When taking personal precautionary measures, worrying about such catastrophes is generally silly, especially given the risks we all take on a regular basis-- risks that, in most cases, are much easier to avoid than nuclear wars. Societal disasters are generally extremely expensive for the individual to protect against, and carry a large amount of disutility even if protections succeed.
To make matters worse, if there's a nuclear war tomorrow and your house is hit directly, you'll be just as dead as if you fall off your bike and break your neck. Dying in a more dramatic fashion does not, generally speaking, produce more disutility than dying in a mundane fashion does. In other words, when optimizing for personal safety, focus on accidents, not nuclear wars; buy a bike helmet, not a fallout shelter.
The flip side to this, of course, is that if there is a full-scale nuclear war, hundreds of millions-- if not billions-- of people will die and society will be permanently disrupted. If you die in a bike accident tomorrow, perhaps a half dozen people will be killed at most. So when we focus on non-selfish actions, the big picture is far, far, far more important. If you can reduce the odds of a nuclear war by one one-thousandth of one percent, more lives will be saved on average than if you can prevent hundreds of fatal accidents.

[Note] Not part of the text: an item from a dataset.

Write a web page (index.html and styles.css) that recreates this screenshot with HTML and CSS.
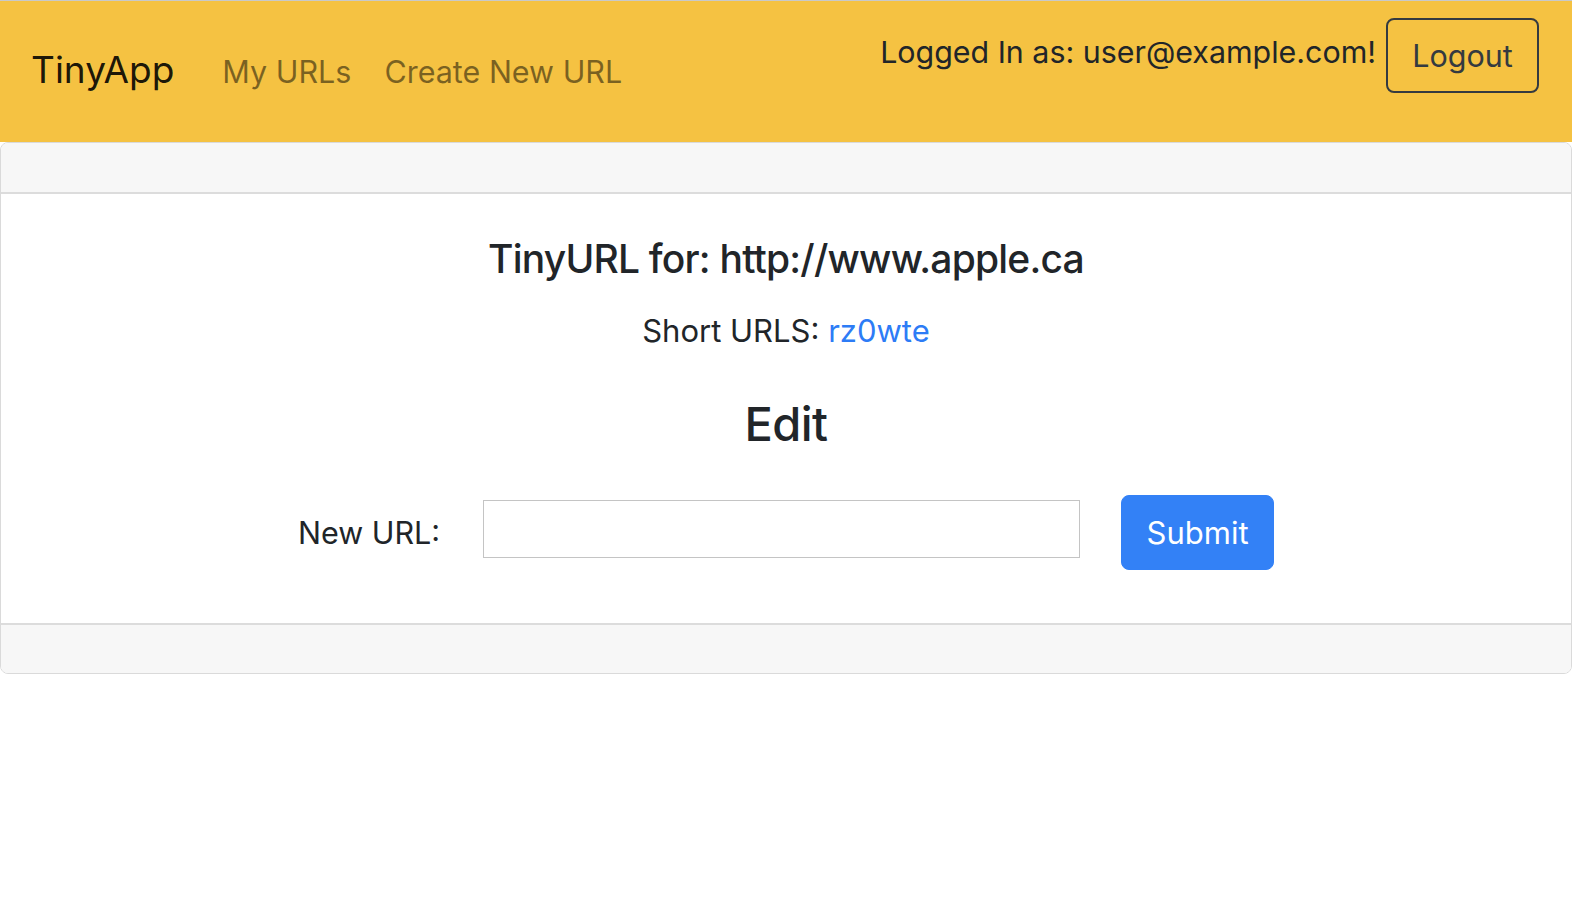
FILE: index.html
```html
<!DOCTYPE html>
<html lang="en">
<head>
<meta charset="utf-8">
<title>TinyApp</title>
<link rel="stylesheet" href="styles.css">
</head>
<body>
<nav class="navbar">
  <div class="nav-left">
    <a class="brand" href="#">TinyApp</a>
    <a class="nav-link" href="#">My URLs</a>
    <a class="nav-link" href="#">Create New URL</a>
  </div>
  <div class="nav-right">
    <span class="logged">Logged In as: user@example.com!</span>
    <button class="btn btn-outline" type="button">Logout</button>
  </div>
</nav>
<div class="card">
  <div class="card-header"></div>
  <div class="card-body">
    <h4 class="title">TinyURL for: http://www.apple.ca</h4>
    <p class="short">Short URLS: <a href="#">rz0wte</a></p>
    <h3 class="edit">Edit</h3>
    <form class="form-row">
      <label class="label" for="newurl">New URL:</label>
      <input class="input" id="newurl" type="text">
      <button class="btn btn-primary" type="button">Submit</button>
    </form>
  </div>
  <div class="card-footer"></div>
</div>
</body>
</html>
```
FILE: styles.css
```css
* { box-sizing: border-box; }
html, body { margin: 0; padding: 0; background: #fff; }
body {
  font-family: Inter, "Noto Sans", sans-serif;
  color: #212529;
  font-size: 30.5px;
}
a { text-decoration: none; }

.navbar {
  height: 142px;
  background: #f5c242;
  border-top: 1px solid #c9c9c9;
  display: flex;
  justify-content: space-between;
  align-items: flex-start;
  padding: 0 33px 0 31px;
}
.nav-left {
  display: flex;
  align-items: baseline;
  height: 100%;
  padding-top: 47px;
}
.brand {
  color: rgba(0,0,0,0.9);
  font-size: 37px;
  line-height: 44px;
  margin-right: 48px;
}
.nav-link {
  color: rgba(0,0,0,0.5);
  font-size: 30.5px;
  line-height: 44px;
  margin-right: 33px;
}
.nav-right {
  display: flex;
  align-items: center;
  gap: 10px;
  padding-top: 17px;
}
.logged {
  color: #212529;
  font-size: 30.4px;
  line-height: 40px;
  margin-top: -7px;
}
.btn {
  font-family: inherit;
  font-size: 30.5px;
  height: 75px;
  width: 153px;
  border-radius: 8px;
  cursor: pointer;
  padding: 0;
}
.btn-outline {
  background: transparent;
  color: #343a40;
  border: 2px solid #343a40;
}
.btn-primary {
  background: #3381f6;
  color: #fff;
  border: 1px solid #3381f6;
  font-size: 31px;
}

.card {
  border: 1px solid #dadada;
  border-radius: 8px;
  overflow: hidden;
}
.card-header {
  height: 51px;
  background: #f7f7f7;
  border-bottom: 2px solid #dcdcdc;
}
.card-footer {
  height: 50px;
  background: #f7f7f7;
  border-top: 2px solid #dcdcdc;
}
.card-body {
  padding: 40px 0 53px;
  text-align: center;
}
.title {
  margin: 0;
  font-size: 39px;
  font-weight: 500;
  letter-spacing: -0.8px;
  line-height: 50px;
}
.short {
  margin: 27px 0 0;
  font-size: 31px;
  line-height: 40px;
}
.short a { color: #2d7cf6; }
.edit {
  margin: 43px 0 0;
  font-size: 47px;
  font-weight: 500;
  letter-spacing: -0.6px;
  line-height: 60px;
}
.form-row {
  margin-top: 41px;
  display: flex;
  justify-content: center;
  align-items: center;
}
.label {
  font-size: 30.5px;
  margin-right: 43px;
}
.input {
  width: 597px;
  height: 58px;
  border: 1px solid #c4c4c4;
  border-radius: 0;
  margin-right: 41px;
  margin-top: -8px;
  font-family: inherit;
  font-size: 29px;
}
```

When optimizing for overall safety, focus on the biggest possible threats that you can have an impact on. In other words, when dealing with societal-level risks, your projected impact will be much higher if you try to focus on protecting society instead of protecting yourself.
In the end, building fallout shelters is probably silly, but attempting to reduce the risk of nuclear war sure as hell isn't. And if you do end up worrying about whether a nuclear war is about to happen, remember that if you can reduce the risk of said war-- which might be as easy as making a movie-- your actions will have a much, much greater overall impact than building a shelter ever could.